**What the task requires**
Seek out every line containing the word "component", and copy each.

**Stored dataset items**
++++++++

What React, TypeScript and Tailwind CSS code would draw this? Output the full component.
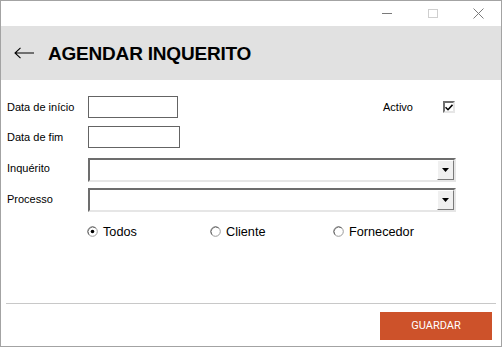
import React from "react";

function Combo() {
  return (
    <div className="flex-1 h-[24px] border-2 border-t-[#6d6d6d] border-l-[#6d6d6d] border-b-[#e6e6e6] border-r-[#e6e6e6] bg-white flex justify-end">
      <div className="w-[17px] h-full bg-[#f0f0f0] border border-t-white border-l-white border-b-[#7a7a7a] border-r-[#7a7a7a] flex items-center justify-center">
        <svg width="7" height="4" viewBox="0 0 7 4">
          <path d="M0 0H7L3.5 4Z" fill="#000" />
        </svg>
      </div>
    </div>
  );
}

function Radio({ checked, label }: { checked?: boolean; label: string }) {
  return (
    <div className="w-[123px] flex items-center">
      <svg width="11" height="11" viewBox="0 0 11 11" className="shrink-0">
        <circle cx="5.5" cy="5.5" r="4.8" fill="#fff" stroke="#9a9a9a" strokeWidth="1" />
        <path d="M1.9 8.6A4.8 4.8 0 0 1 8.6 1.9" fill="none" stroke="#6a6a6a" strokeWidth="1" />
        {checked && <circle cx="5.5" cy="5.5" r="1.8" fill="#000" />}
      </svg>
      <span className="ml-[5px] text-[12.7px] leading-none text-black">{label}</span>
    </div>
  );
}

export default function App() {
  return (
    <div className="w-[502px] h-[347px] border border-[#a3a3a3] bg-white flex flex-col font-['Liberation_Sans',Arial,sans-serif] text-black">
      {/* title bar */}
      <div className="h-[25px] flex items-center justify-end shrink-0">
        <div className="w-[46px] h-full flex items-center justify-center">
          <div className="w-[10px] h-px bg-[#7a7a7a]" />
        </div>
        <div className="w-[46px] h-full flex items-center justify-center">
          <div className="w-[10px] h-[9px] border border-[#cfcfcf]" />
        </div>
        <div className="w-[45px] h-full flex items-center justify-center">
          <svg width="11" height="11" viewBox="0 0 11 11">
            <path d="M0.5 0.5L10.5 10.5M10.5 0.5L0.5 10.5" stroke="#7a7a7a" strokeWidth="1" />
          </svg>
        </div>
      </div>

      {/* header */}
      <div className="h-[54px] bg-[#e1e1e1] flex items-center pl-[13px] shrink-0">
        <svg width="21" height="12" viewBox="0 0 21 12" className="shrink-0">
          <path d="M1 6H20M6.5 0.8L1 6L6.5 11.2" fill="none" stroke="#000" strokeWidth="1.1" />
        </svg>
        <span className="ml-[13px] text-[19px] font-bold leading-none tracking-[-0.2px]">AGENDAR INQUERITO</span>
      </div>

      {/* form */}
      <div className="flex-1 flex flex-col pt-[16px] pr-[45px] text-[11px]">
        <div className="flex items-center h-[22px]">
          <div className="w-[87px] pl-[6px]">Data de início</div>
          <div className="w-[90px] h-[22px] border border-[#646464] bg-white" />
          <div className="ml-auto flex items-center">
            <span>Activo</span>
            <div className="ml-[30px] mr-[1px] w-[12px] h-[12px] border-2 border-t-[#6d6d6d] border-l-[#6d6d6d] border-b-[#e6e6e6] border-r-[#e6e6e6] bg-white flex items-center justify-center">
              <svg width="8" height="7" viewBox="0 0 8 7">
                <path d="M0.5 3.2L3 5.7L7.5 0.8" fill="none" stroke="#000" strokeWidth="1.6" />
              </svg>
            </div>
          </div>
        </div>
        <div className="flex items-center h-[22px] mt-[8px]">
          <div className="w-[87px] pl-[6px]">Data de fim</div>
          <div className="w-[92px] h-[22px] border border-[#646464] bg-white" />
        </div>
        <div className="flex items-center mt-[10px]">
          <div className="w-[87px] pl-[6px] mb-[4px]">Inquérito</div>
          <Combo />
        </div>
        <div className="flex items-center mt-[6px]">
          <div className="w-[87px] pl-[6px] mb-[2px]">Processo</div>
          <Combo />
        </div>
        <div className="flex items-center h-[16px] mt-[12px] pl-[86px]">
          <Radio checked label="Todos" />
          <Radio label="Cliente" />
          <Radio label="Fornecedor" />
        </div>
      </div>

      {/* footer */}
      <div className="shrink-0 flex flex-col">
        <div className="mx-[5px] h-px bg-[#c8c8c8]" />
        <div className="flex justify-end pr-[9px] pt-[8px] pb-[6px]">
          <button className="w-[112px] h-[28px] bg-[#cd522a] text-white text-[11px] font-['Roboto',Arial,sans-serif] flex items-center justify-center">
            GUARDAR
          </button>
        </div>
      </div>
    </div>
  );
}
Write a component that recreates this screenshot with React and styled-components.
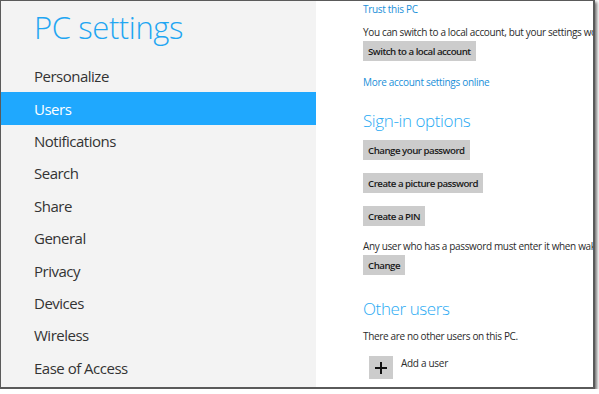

++++++++

**Reply to the task**
What React, TypeScript and Tailwind CSS code would draw this? Output the full component.
Write a component that recreates this screenshot with React and styled-components.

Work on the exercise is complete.